Set problem:
Gather all lines in the entries below that include the word "components".
****************************************
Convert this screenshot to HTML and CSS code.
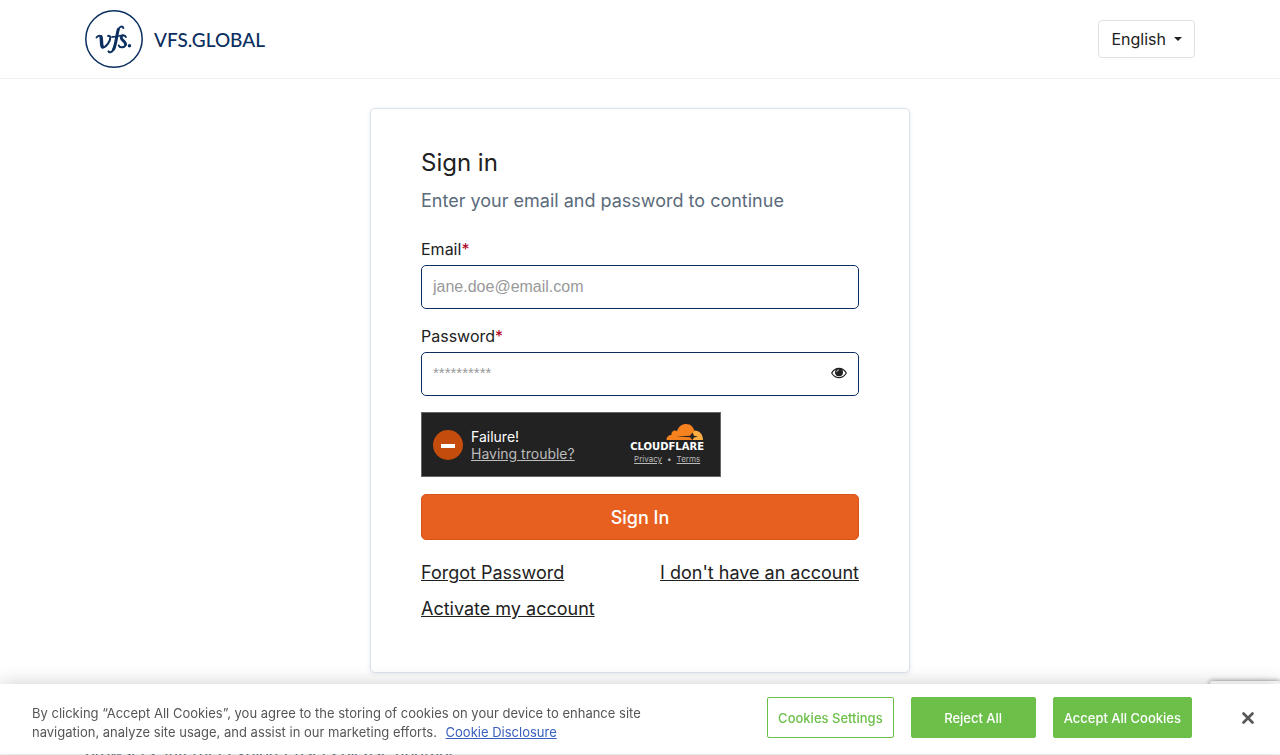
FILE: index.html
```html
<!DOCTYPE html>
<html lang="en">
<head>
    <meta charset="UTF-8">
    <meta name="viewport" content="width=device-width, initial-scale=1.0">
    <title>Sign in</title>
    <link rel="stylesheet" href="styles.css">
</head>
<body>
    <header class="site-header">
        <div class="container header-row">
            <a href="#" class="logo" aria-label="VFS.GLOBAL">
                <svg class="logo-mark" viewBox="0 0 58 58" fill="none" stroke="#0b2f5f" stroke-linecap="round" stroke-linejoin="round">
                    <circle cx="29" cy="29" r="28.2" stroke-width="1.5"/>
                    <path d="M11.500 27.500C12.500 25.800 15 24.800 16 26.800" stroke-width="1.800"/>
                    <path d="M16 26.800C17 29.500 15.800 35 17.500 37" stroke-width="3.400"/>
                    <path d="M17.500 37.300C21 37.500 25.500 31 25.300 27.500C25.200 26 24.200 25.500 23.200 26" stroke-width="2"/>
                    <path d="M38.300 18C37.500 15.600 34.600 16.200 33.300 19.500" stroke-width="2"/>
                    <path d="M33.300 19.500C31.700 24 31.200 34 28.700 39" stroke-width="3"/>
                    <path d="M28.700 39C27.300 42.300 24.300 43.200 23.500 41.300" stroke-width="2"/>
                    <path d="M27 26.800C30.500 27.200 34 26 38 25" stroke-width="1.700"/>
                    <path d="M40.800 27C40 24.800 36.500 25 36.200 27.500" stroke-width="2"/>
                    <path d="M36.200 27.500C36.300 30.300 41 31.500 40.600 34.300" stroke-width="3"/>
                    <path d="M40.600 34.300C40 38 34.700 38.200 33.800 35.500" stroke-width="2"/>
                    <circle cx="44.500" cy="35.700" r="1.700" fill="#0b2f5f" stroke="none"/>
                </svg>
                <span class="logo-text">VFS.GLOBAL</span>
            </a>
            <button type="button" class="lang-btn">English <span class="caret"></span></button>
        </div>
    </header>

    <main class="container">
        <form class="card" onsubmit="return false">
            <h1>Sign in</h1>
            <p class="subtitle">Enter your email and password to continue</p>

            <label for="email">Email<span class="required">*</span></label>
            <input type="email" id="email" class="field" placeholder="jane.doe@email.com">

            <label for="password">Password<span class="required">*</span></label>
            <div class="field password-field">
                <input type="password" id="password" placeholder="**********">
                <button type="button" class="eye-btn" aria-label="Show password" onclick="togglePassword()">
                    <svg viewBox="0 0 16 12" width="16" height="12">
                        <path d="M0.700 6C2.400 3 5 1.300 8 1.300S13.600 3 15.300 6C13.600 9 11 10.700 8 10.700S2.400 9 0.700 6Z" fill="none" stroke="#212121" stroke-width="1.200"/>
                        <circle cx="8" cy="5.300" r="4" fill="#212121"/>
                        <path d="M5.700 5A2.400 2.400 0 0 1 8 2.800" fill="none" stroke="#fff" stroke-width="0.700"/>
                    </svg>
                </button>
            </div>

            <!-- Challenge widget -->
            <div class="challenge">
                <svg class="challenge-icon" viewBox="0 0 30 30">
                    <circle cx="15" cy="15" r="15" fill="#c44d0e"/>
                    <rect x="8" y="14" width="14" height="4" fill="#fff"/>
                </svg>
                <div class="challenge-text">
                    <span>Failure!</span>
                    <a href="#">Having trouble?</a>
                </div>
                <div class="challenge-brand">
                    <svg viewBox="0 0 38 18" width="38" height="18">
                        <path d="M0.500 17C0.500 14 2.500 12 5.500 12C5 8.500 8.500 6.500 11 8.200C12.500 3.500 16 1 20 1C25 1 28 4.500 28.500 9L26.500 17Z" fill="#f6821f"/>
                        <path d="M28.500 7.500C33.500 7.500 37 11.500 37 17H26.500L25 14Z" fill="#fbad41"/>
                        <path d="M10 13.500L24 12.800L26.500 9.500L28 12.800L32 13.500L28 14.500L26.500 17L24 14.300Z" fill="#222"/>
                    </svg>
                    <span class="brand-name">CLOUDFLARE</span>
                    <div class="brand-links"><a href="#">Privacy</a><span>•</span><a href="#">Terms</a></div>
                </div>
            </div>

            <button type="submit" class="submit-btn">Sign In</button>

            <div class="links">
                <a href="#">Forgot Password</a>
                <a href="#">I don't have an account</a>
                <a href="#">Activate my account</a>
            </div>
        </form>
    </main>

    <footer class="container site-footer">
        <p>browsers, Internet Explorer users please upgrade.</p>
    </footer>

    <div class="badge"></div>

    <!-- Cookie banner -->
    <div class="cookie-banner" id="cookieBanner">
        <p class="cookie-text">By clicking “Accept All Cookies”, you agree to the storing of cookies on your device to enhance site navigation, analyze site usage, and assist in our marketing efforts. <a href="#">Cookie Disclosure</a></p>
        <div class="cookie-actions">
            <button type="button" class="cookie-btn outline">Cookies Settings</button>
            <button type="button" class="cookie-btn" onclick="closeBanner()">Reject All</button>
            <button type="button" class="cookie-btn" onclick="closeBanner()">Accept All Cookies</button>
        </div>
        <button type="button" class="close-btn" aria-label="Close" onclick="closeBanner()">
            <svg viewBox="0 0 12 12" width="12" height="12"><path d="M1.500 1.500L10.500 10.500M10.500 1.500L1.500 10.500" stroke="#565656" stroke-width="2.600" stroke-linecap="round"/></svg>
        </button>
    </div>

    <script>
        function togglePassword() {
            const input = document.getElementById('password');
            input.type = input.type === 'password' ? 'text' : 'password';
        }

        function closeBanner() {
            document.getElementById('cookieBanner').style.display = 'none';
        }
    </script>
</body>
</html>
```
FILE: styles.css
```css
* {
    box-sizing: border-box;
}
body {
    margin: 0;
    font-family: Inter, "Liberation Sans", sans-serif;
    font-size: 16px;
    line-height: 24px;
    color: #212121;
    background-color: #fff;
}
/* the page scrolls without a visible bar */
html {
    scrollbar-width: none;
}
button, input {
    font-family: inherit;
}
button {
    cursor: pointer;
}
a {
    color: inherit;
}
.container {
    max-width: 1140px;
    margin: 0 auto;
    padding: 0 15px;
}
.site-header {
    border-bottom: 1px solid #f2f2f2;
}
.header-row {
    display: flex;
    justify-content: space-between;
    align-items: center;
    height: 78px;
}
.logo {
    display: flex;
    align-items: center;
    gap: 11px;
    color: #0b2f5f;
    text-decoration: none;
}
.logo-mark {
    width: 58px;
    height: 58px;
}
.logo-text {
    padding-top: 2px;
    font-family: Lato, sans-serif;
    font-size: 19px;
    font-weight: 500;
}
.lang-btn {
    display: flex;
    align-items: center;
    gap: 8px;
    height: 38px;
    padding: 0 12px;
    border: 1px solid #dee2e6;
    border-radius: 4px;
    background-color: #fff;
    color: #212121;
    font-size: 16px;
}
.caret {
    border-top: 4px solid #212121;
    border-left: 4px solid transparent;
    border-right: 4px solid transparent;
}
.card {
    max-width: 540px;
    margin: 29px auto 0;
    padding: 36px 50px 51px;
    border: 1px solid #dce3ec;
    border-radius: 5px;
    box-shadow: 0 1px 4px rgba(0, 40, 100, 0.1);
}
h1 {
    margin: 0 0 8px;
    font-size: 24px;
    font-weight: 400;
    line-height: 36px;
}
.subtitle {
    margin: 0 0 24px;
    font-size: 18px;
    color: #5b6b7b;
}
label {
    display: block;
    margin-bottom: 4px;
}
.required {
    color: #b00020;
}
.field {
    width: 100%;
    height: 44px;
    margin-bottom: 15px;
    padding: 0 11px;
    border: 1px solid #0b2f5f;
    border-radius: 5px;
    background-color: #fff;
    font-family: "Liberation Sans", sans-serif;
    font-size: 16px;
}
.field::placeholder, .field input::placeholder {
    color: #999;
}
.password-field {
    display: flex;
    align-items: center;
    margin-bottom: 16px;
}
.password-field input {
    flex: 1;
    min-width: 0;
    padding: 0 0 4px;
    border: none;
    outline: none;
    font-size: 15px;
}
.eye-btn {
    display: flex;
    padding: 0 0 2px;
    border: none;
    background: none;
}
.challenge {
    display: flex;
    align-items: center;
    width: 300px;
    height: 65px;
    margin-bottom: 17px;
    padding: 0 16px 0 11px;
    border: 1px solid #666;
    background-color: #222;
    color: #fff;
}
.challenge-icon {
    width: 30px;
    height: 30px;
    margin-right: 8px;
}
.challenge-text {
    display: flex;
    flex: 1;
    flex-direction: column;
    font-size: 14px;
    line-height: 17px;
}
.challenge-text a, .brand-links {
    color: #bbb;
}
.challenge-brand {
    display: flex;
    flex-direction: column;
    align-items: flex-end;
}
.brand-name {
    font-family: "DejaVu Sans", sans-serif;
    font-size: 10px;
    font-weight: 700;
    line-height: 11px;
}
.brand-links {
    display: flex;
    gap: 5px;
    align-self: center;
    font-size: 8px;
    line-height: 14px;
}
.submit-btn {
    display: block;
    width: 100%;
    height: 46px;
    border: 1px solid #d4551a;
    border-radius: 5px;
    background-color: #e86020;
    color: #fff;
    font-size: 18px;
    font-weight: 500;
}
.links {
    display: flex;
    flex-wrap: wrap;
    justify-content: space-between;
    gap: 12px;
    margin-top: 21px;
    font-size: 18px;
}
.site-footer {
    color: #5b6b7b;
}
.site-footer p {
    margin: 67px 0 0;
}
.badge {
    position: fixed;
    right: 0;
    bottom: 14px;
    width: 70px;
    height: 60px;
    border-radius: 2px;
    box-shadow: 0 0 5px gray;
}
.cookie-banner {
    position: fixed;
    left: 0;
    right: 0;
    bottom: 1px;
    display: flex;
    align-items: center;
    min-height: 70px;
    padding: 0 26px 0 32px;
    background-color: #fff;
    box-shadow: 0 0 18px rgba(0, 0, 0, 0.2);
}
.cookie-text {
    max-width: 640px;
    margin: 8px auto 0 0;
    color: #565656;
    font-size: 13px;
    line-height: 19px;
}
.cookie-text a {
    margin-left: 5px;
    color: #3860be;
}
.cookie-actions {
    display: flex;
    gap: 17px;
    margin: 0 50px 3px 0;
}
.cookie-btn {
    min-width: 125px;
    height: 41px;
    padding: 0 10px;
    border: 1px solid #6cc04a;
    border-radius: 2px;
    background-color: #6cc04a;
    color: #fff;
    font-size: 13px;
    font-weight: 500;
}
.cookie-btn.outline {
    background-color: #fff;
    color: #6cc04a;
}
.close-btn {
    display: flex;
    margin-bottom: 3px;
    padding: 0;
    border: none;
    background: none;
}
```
****************************************
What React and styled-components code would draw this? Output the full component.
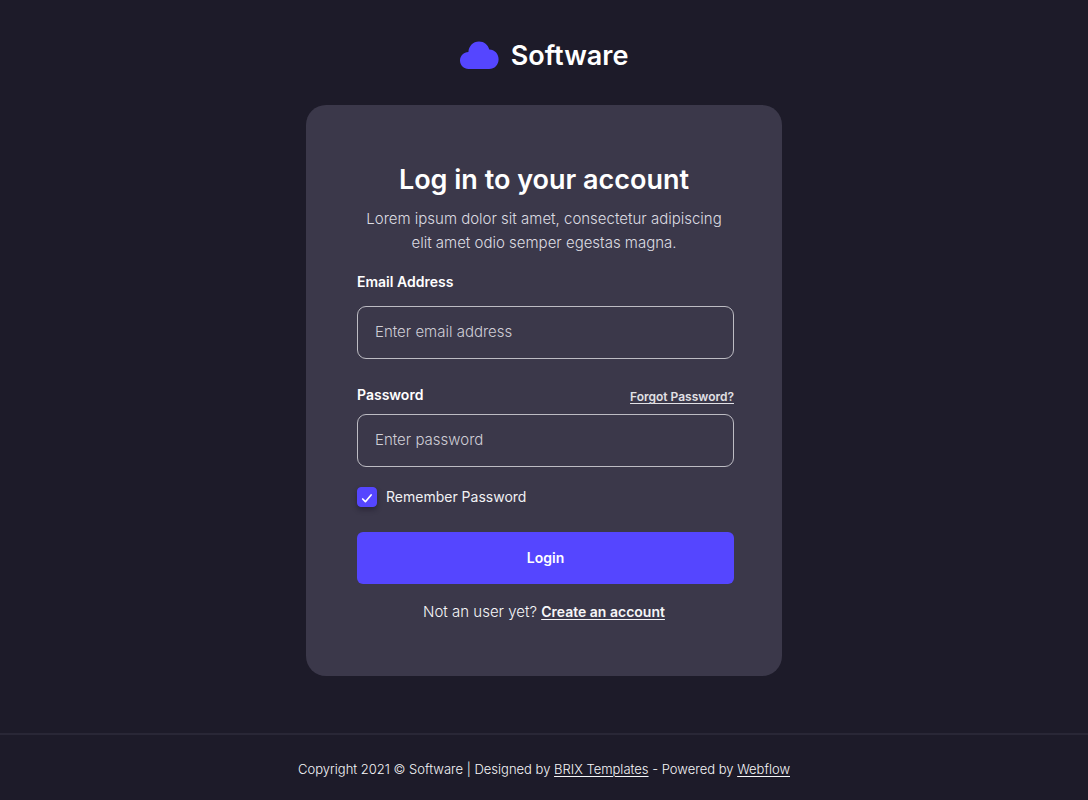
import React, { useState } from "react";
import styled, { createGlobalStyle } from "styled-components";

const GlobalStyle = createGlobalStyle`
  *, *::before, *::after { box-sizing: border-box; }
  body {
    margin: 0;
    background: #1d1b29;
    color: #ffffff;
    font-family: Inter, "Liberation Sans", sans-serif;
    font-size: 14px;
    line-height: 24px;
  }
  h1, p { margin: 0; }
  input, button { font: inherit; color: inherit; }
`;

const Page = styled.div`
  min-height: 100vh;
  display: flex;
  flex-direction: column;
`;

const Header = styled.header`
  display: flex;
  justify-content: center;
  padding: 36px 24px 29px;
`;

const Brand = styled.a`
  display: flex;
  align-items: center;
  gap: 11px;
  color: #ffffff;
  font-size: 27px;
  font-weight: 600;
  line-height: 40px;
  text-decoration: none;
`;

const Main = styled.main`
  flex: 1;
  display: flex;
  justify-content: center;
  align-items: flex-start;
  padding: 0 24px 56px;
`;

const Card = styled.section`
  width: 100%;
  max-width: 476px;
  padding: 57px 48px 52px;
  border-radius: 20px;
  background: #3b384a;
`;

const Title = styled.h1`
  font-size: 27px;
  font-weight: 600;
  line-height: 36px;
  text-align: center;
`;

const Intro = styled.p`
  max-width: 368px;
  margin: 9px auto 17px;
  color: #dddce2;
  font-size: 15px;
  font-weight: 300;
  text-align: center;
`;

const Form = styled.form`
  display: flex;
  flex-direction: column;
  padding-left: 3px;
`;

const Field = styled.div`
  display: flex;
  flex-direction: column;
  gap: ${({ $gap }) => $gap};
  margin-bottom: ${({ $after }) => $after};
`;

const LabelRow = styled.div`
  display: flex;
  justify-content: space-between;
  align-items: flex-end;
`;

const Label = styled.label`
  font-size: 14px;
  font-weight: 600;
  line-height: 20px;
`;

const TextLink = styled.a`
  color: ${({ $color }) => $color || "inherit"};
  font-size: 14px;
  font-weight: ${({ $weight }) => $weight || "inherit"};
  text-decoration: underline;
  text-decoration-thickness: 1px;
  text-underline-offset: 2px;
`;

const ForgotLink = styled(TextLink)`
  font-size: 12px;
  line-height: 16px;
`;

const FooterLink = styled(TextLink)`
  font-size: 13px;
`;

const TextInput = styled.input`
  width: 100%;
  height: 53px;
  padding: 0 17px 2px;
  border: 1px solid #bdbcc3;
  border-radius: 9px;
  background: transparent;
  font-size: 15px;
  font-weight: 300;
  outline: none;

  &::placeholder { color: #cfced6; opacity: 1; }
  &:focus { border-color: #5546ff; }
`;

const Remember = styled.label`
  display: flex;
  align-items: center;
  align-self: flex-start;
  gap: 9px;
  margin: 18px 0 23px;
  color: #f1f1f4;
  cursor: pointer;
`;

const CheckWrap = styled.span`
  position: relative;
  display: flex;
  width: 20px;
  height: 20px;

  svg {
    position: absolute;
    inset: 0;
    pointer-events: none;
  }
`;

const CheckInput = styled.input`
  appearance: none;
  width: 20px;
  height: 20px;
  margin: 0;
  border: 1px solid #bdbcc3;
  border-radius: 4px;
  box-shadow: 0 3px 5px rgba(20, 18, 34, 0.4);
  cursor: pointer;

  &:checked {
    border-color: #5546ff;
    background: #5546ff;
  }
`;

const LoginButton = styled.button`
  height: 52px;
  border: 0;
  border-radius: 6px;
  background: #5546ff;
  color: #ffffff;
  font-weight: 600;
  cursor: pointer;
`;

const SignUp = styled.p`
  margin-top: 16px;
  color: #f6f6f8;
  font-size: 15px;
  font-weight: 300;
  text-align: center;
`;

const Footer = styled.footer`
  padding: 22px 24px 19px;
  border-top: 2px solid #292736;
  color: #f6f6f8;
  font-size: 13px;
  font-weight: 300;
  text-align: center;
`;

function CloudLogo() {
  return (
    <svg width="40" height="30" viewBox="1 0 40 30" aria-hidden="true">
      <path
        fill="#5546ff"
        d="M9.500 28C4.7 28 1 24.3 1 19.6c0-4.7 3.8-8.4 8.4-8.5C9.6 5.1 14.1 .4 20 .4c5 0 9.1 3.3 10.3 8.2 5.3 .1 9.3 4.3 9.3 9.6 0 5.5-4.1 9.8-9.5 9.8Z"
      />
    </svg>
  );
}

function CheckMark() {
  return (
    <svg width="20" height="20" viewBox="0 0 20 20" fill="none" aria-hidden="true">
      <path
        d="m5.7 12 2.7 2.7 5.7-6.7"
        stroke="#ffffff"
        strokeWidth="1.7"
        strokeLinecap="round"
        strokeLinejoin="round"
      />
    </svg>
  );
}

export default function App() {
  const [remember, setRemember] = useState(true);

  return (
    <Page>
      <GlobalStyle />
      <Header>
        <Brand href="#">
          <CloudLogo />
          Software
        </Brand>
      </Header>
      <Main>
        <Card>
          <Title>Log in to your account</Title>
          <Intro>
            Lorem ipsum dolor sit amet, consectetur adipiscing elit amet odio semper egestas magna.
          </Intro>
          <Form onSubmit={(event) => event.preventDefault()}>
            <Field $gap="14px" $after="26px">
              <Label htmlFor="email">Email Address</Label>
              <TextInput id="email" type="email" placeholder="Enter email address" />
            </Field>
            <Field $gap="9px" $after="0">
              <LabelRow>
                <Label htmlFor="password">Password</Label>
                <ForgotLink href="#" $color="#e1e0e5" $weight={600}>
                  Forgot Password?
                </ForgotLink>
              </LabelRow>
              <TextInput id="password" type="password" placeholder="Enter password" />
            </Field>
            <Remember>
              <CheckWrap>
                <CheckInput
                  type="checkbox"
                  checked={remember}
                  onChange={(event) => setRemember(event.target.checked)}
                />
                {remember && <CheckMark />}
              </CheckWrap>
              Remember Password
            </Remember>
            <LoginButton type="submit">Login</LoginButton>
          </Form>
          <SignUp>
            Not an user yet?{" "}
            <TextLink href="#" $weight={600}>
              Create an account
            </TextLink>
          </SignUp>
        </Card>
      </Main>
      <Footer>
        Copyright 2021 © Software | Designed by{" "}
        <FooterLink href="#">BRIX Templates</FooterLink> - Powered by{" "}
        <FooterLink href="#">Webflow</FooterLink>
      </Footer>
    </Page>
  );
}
****************************************
Output of the exercise:
What React and styled-components code would draw this? Output the full component.
import styled, { createGlobalStyle } from "styled-components";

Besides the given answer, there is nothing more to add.